In some ways it's easier when there's a medical need, but even then it's not straight forward. Selma worried about her elder daughter, who longed to have children and knew her fertility was dwindling by the month but needed a gall-bladder operation before she and her husband could try to conceive.

Selma didn't have much money to spare and wondered whether, if she did pay for the operation to avoid a long wait in the NHS queue, she ought to write a cheque for the same amount for her younger daughter to ensure fairness.

Every parent to whom I've spoken agreed that in the end it's essential to offer equal amounts of money to all the children, irrespective of their personalities, extravagance, relative wealth, helpfulness or anything else. But they made it clear, one after another, that it isn't necessary to hand the money over at the same time.

Life situations change all the time. The hugely high-earner working in the City this year may suffer burnout and retreat to Dartmoor to weave baskets next year. The absurdly extravagant party-animal may settle down and earn more than all the rest put together.

Hard though it must be to stifle the impulse to dish out equal cheques simultaneously, perhaps the fairest way is to be ready to help when needs arise and sort out the final sums in your will.

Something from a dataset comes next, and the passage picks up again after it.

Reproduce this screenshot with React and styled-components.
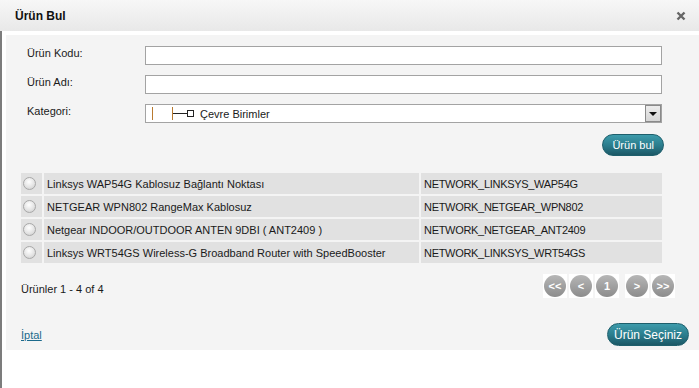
import React from "react";
import styled, { createGlobalStyle } from "styled-components";

const GlobalStyle = createGlobalStyle`
  html, body {
    margin: 0;
    padding: 0;
    background: #fff;
  }
  body {
    font-family: "Liberation Sans", Arial, sans-serif;
    font-size: 11px;
    color: #1a1a1a;
  }
`;

const Dialog = styled.div`
  width: 699px;
  height: 388px;
  display: flex;
  flex-direction: column;
  overflow: hidden;
  background: #fff;
`;

const Header = styled.div`
  height: 31px;
  flex-shrink: 0;
  display: flex;
  align-items: center;
  justify-content: space-between;
  padding: 0 13px 0 15px;
  background: linear-gradient(#f7f7f7, #e8e8e8);
`;

const Title = styled.h1`
  margin: 0;
  font-size: 12px;
  font-weight: bold;
  color: #111;
`;

const Close = styled.button`
  border: 0;
  padding: 0;
  background: none;
  display: flex;
  cursor: pointer;
`;

const Body = styled.div`
  flex: 1;
  border-left: 2px solid #7c7c7c;
  padding: 4px 0 0 4px;
`;

const Panel = styled.div`
  background: #f4f4f4;
  padding: 11px 0 4px 15px;
`;

const FieldRow = styled.div`
  display: flex;
  align-items: flex-start;
  padding-left: 6px;
  margin-bottom: 10px;
  &:last-child {
    margin-bottom: 0;
  }
`;

const Label = styled.label`
  width: 118px;
  line-height: 15px;
  color: #1a1a1a;
`;

const TextInput = styled.input`
  box-sizing: border-box;
  width: 517px;
  height: 19px;
  margin: 0;
  border: 1px solid #a3a3a3;
  background: #fff;
  outline: none;
`;

const Select = styled.div`
  box-sizing: border-box;
  width: 517px;
  height: 19px;
  border: 1px solid #a3a3a3;
  background: #fff;
  display: flex;
  align-items: center;
`;

const TreeBar = styled.span`
  width: 1px;
  height: 13px;
  background: #b97a30;
  margin-left: ${(p) => p.$left}px;
`;

const TreeDash = styled.span`
  width: 14px;
  height: 1px;
  background: #222;
`;

const TreeBox = styled.span`
  box-sizing: border-box;
  width: 7px;
  height: 7px;
  border: 1px solid #222;
  margin-right: 6px;
`;

const SelectText = styled.span`
  flex: 1;
`;

const Arrow = styled.span`
  box-sizing: border-box;
  width: 16px;
  height: 17px;
  border: 1px solid #8a8a8a;
  background: linear-gradient(#ececec, #d6d6d6);
  display: flex;
  align-items: center;
  justify-content: center;
  &::after {
    content: "";
    border-left: 4px solid transparent;
    border-right: 4px solid transparent;
    border-top: 4px solid #111;
  }
`;

const Actions = styled.div`
  width: ${(p) => p.$width}px;
  display: flex;
  justify-content: ${(p) => p.$justify || "flex-end"};
  align-items: center;
  margin-top: ${(p) => p.$top}px;
`;

const TealButton = styled.button`
  height: ${(p) => p.$height}px;
  padding: 0 ${(p) => p.$pad}px;
  border: 1px solid #1e5f6c;
  border-radius: 12px;
  background: linear-gradient(#3d9bab, #2a7b8b 55%, #1c5866);
  color: #fff;
  font-family: "Liberation Sans", Arial, sans-serif;
  font-size: ${(p) => p.$size}px;
  cursor: pointer;
`;

const Grid = styled.div`
  width: 641px;
  margin-top: 17px;
  display: grid;
  grid-template-columns: 21px 375px 241px;
  grid-auto-rows: 21px;
  column-gap: 2px;
  row-gap: 2px;
`;

const Cell = styled.div`
  background: #e1e1e1;
  display: flex;
  align-items: center;
  padding-left: ${(p) => (p.$radio ? 2 : 3)}px;
  white-space: nowrap;
  overflow: hidden;
  color: #1a1a1a;
  letter-spacing: ${(p) => (p.$code ? "-0.3px" : "0")};
`;

const Radio = styled.span`
  box-sizing: border-box;
  width: 13px;
  height: 13px;
  border-radius: 50%;
  border: 1px solid #a8a8a8;
  background: radial-gradient(circle at 45% 35%, #ffffff, #e4e4e4 55%, #c8c8c8);
`;

const PagerRow = styled.div`
  width: 654px;
  margin-top: 11px;
  display: flex;
  justify-content: space-between;
  align-items: flex-start;
`;

const Summary = styled.span`
  padding-top: 8px;
  line-height: 14px;
`;

const Pager = styled.div`
  display: flex;
  gap: 2px;
`;

const PageButton = styled.span`
  width: 24px;
  height: 24px;
  background: #fff;
  display: flex;
  align-items: center;
  justify-content: center;
  margin-left: ${(p) => (p.$spaced ? 4 : 0)}px;
  &::before {
    content: "${(p) => p.$label}";
    width: 22px;
    height: 22px;
    border-radius: 50%;
    background: linear-gradient(#b6b6b6, #8c8c8c);
    color: #fff;
    font-size: 11px;
    font-weight: bold;
    line-height: 22px;
    text-align: center;
  }
`;

const CancelLink = styled.a`
  color: #1b6a8c;
  text-decoration: underline;
  cursor: pointer;
`;

const products = [
  ["Linksys WAP54G Kablosuz Bağlantı Noktası", "NETWORK_LINKSYS_WAP54G"],
  ["NETGEAR WPN802 RangeMax Kablosuz", "NETWORK_NETGEAR_WPN802"],
  ["Netgear INDOOR/OUTDOOR ANTEN 9DBI ( ANT2409 )", "NETWORK_NETGEAR_ANT2409"],
  ["Linksys WRT54GS Wireless-G Broadband Router with SpeedBooster", "NETWORK_LINKSYS_WRT54GS"],
];

const pages = [
  { label: "<<" },
  { label: "<" },
  { label: "1" },
  { label: ">", spaced: true },
  { label: ">>" },
];

const App = () => {
  return (
    <>
      <GlobalStyle />
      <Dialog>
        <Header>
          <Title>Ürün Bul</Title>
          <Close aria-label="Kapat">
            <svg width="10" height="10" viewBox="0 0 10 10">
              <path d="M1.5 1.5 L8.5 8.5 M8.5 1.5 L1.5 8.5" stroke="#666" strokeWidth="2.4" />
            </svg>
          </Close>
        </Header>
        <Body>
          <Panel>
            <div>
              <FieldRow>
                <Label>Ürün Kodu:</Label>
                <TextInput />
              </FieldRow>
              <FieldRow>
                <Label>Ürün Adı:</Label>
                <TextInput />
              </FieldRow>
              <FieldRow>
                <Label>Kategori:</Label>
                <Select>
                  <TreeBar $left={6} />
                  <TreeBar $left={19} />
                  <TreeDash />
                  <TreeBox />
                  <SelectText>Çevre Birimler</SelectText>
                  <Arrow />
                </Select>
              </FieldRow>
            </div>

            <Actions $width={643} $top={11}>
              <TealButton $height={22} $pad={9} $size={11}>
                Ürün bul
              </TealButton>
            </Actions>

            <Grid>
              {products.map(([name, code]) => (
                <React.Fragment key={code}>
                  <Cell $radio>
                    <Radio />
                  </Cell>
                  <Cell>{name}</Cell>
                  <Cell $code>{code}</Cell>
                </React.Fragment>
              ))}
            </Grid>

            <PagerRow>
              <Summary>Ürünler 1 - 4 of 4</Summary>
              <Pager>
                {pages.map((p) => (
                  <PageButton key={p.label} $label={p.label} $spaced={p.spaced} />
                ))}
              </Pager>
            </PagerRow>

            <Actions $width={668} $top={25} $justify="space-between">
              <CancelLink>İptal</CancelLink>
              <TealButton $height={23} $pad={6} $size={12}>
                Ürün Seçiniz
              </TealButton>
            </Actions>
          </Panel>
        </Body>
      </Dialog>
    </>
  );
};

export default App;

Or you could use the concept of the hotchpot*, which is bizarrely a legal term. I heard of one family who took this route, and it seemed to work pretty well. Into the notional pot went everything each sibling had had over and above the ordinary secondary-school education and normal living expenses.

One had had money to buy a car, four out of the five had been to university and one had not, one had been to law college after university, one had had help with the deposit on a flat, another had had a loan to buy a house.

All of it went it into the hotchpot, the amounts were added together and then divided by five. The resulting sum left each sibling either a debtor or a creditor of the others, with the repayments to be made when a family trust was broken or the surviving parent died.

The only flaw with a hotchpot is that no allowance is made for interest payments or inflation, which means that in times of high price volatility, the debtors will always do better than the creditors.

Absolute fairness is never going to happen, but with transparency, a refusal to manipulate or be manipulated, and a determination to give financial help whenever it is needed – but only when it is needed – you should be able to avoid arousing unbearable resentment.

But the overwhelmingly important fact to remember is that, no matter how much you have, your money is not inexhaustible and your future needs are unquantifiable.

Don't hand over more than you can afford, however much your children may want or need it. As 24-year-old Jango and his girlfriend, Stevie, kept saying to me: "It's their money. Not ours."

Written by Daphne Wright

* When contemplating any formal division of your assets or setting up a hotchpot of your own, it is always wise to consult a solicitor, who will be able to advise not only on the legal aspects but also the tax implications of whatever you intend to do.


This article was created: 21 August 2006.
This article was last edited: 11 December 2006.